Now all that needs to be done is to update the label files to match the table files.

open NEW_RELEASE/mslsam_1xxx/index/l0_index.lbl
open NEW_RELEASE/mslsam_1xxx/index/10_index.tab
indicate how many lines are in the index table
change FILE_RECORDS in the label file to the number of lines that were in the index table
change ROWS in the label file to the number of lines that were in the index table

Archive is now ready to be packaged and released.

Package the Archives

Navigate to the directory that contains mslsam_1xxx. Run rdrpackage which should create a "mslsam_1xxx.tar", "mslsam_1xxx_manifest", and "mslsam_1xxx_checksum". On Mac, you should be able to control + click the .tar file and hit "compress" which will make a much smaller .tar.zip.

Deliver the Archive

Now all you need to do is use an SFTP client to connect to wuftp.wustl.edu and copy the .zip as well as both the checksum and manifest over. Email Susie and let her know you have made the delivery and fix any errors that she has.

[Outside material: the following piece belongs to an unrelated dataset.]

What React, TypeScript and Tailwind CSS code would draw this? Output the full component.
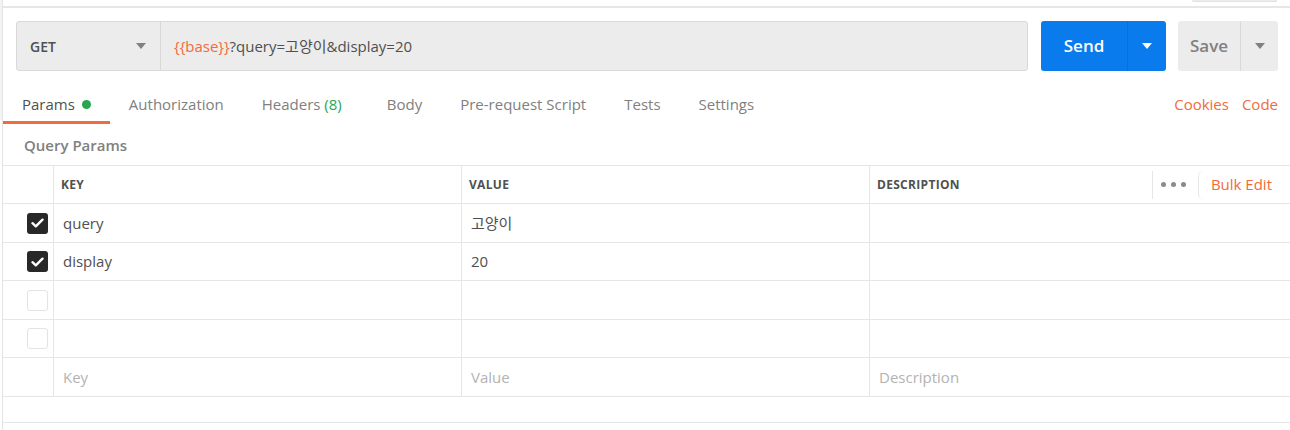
import React from "react";

function Caret({ color }: { color: string }) {
  return (
    <svg width="10" height="6" viewBox="0 0 10 6">
      <path d="M0 0 L10 0 L5 6 Z" fill={color} />
    </svg>
  );
}

function Checked() {
  return (
    <div className="w-[21px] h-[21px] rounded-[3px] bg-[#282828] flex items-center justify-center">
      <svg width="13" height="10" viewBox="0 0 13 10">
        <path d="M1.5 5.2 L4.8 8.3 L11.5 1.7" fill="none" stroke="#ffffff" strokeWidth="2.4" strokeLinecap="round" strokeLinejoin="round" />
      </svg>
    </div>
  );
}

function Empty() {
  return <div className="w-[21px] h-[21px] rounded-[3px] border border-[#e3e3e3] bg-white" />;
}

type Row = { check: "on" | "off" | "none"; key: string; value: string; desc: string; placeholder?: boolean; h: string };

const rows: Row[] = [
  { check: "on", key: "query", value: "고양이", desc: "", h: "h-[39px]" },
  { check: "on", key: "display", value: "20", desc: "", h: "h-[38px]" },
  { check: "off", key: "", value: "", desc: "", h: "h-[39px]" },
  { check: "off", key: "", value: "", desc: "", h: "h-[38px]" },
  { check: "none", key: "Key", value: "Value", desc: "Description", placeholder: true, h: "h-[39px]" },
];

export default function App() {
  return (
    <div className="w-[1290px] h-[430px] overflow-hidden bg-white flex font-['Open_Sans','Noto_Sans_CJK_KR',sans-serif] text-[#505050]">
      <div className="w-[2px] shrink-0 flex flex-col">
        <div className="h-[120px] bg-[#f3f3f3]" />
      </div>
      <div className="w-px shrink-0 bg-[#e3e3e3]" />
      <div className="flex-1 flex flex-col min-w-0">
        {/* top band */}
        <div className="h-[6px] flex justify-end pr-[13px]">
          <div className="w-[85px] h-[2px] bg-[#ececec] border border-t-0 border-[#e2e2e2] rounded-b-[3px]" />
        </div>
        <div className="h-[2px] bg-[#e6e6e6]" />

        {/* request row */}
        <div className="flex mt-[13px] pl-[13px] pr-[12px] h-[50px]">
          <div className="flex-1 flex bg-[#ececec] border border-[#d9d9d9] rounded-[3px]">
            <div className="w-[144px] shrink-0 flex items-center justify-between pl-[13px] pr-[14px] border-r border-[#d9d9d9]">
              <span className="text-[14px] font-semibold text-[#505050]">GET</span>
              <Caret color="#808080" />
            </div>
            <div className="flex items-center pl-[13px] text-[15px] text-[#505050]">
              <span className="text-[#f26b3a]">{"{{base}}"}</span>
              <span>?query=고양이&amp;display=20</span>
            </div>
          </div>
          <div className="ml-[13px] w-[125px] flex bg-[#097bed] rounded-[3px]">
            <div className="w-[86px] flex items-center justify-center text-[17px] font-semibold text-white">Send</div>
            <div className="w-px bg-[#0a6ed6]" />
            <div className="flex-1 flex items-center justify-center">
              <Caret color="#ffffff" />
            </div>
          </div>
          <div className="ml-[12px] w-[100px] flex bg-[#ececec] rounded-[3px]">
            <div className="w-[62px] flex items-center justify-center text-[17px] font-semibold text-[#808080]">Save</div>
            <div className="w-px bg-[#d9d9d9]" />
            <div className="flex-1 flex items-center justify-center">
              <Caret color="#808080" />
            </div>
          </div>
        </div>

        {/* tabs */}
        <div className="flex text-[15px] leading-[20px]">
          <div className="px-[19px] pt-[23px] pb-[7px] border-b-[3px] border-[#f26b3a] flex items-center gap-[7px] text-[#505050]">
            <span>Params</span>
            <span className="w-[9px] h-[9px] rounded-full bg-[#26a650]" />
          </div>
          <div className="px-[19px] pt-[23px] pb-[10px] text-[#808080]">Authorization</div>
          <div className="pl-[19px] pr-[26px] pt-[23px] pb-[10px] text-[#808080]">
            Headers <span className="text-[#26a650]">(8)</span>
          </div>
          <div className="px-[19px] pt-[23px] pb-[10px] text-[#808080]">Body</div>
          <div className="px-[19px] pt-[23px] pb-[10px] text-[#808080]">Pre-request Script</div>
          <div className="px-[19px] pt-[23px] pb-[10px] text-[#808080]">Tests</div>
          <div className="px-[19px] pt-[23px] pb-[10px] text-[#808080]">Settings</div>
          <div className="flex-1" />
          <div className="flex gap-[13px] pt-[23px] pr-[12px] text-[#f26b3a]">
            <span>Cookies</span>
            <span>Code</span>
          </div>
        </div>

        {/* query params title */}
        <div className="pl-[21px] pt-[11px] pb-[10px] text-[15px] leading-[20px] font-semibold text-[#808080]">Query Params</div>

        {/* table */}
        <div className="border-t border-[#e6e6e6]">
          <div className="flex h-[38px] border-b border-[#e6e6e6] text-[12px] tracking-[0.3px] font-bold text-[#505050]">
            <div className="w-[51px] shrink-0 border-r border-[#e6e6e6]" />
            <div className="w-[408px] shrink-0 border-r border-[#e6e6e6] pl-[7px] flex items-center">KEY</div>
            <div className="w-[408px] shrink-0 border-r border-[#e6e6e6] pl-[7px] flex items-center">VALUE</div>
            <div className="flex-1 flex items-center pl-[7px]">
              <span className="flex-1">DESCRIPTION</span>
              <div className="w-px h-[28px] bg-[#e6e6e6]" />
              <div className="pl-[8px] pr-[12px] flex items-center gap-[5px]">
                <span className="w-[5px] h-[5px] rounded-full bg-[#8a8a8a]" />
                <span className="w-[5px] h-[5px] rounded-full bg-[#8a8a8a]" />
                <span className="w-[5px] h-[5px] rounded-full bg-[#8a8a8a]" />
              </div>
              <div className="h-[28px] border-l border-[#e6e6e6] rounded-l-[5px] pl-[12px] pr-[18px] flex items-center text-[15px] tracking-normal font-normal text-[#f26b3a]">
                Bulk Edit
              </div>
            </div>
          </div>
          {rows.map((r, i) => (
            <div key={i} className={`flex ${r.h} border-b border-[#e6e6e6] text-[15px] ${r.placeholder ? "text-[#b3b3b3]" : "text-[#505050]"}`}>
              <div className="w-[51px] shrink-0 border-r border-[#e6e6e6] flex items-center justify-end pr-[5px]">
                {r.check === "on" ? <Checked /> : r.check === "off" ? <Empty /> : null}
              </div>
              <div className="w-[408px] shrink-0 border-r border-[#e6e6e6] pl-[9px] flex items-center">{r.key}</div>
              <div className="w-[408px] shrink-0 border-r border-[#e6e6e6] pl-[9px] flex items-center">{r.value}</div>
              <div className="flex-1 flex items-center pl-[9px]">{r.desc}</div>
            </div>
          ))}
          <div className="h-[26px] border-b border-[#e6e6e6]" />
        </div>
      </div>
    </div>
  );
}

BELOW ARE OLD INSTRUCTIONS FOR PACKAGING I NO LONGER DO.

Navigate to the directory containing mslsam_1xxx. Create a directory called "rdrstage". Now, run the following command (with each TID in the delivery specified): rdrsemipackage TID1 TID2 TID3 .... This will create a tar.gz archive in the rdrstage folder. If you want to include older TIDs in the delivery (perhaps because you reprocessed them), include them in this command as well.

The rdrsemipackage not only archives the files you want to deliver (and excludes the other stuff), but it also creates a "manifest" file and a "checksum" file, both of which Susie needs to validate we got her everything correctly. Look at the script to see how these files are created. There is also an rdrpackage script, which I used for the first delivery. I have not needed to use it since.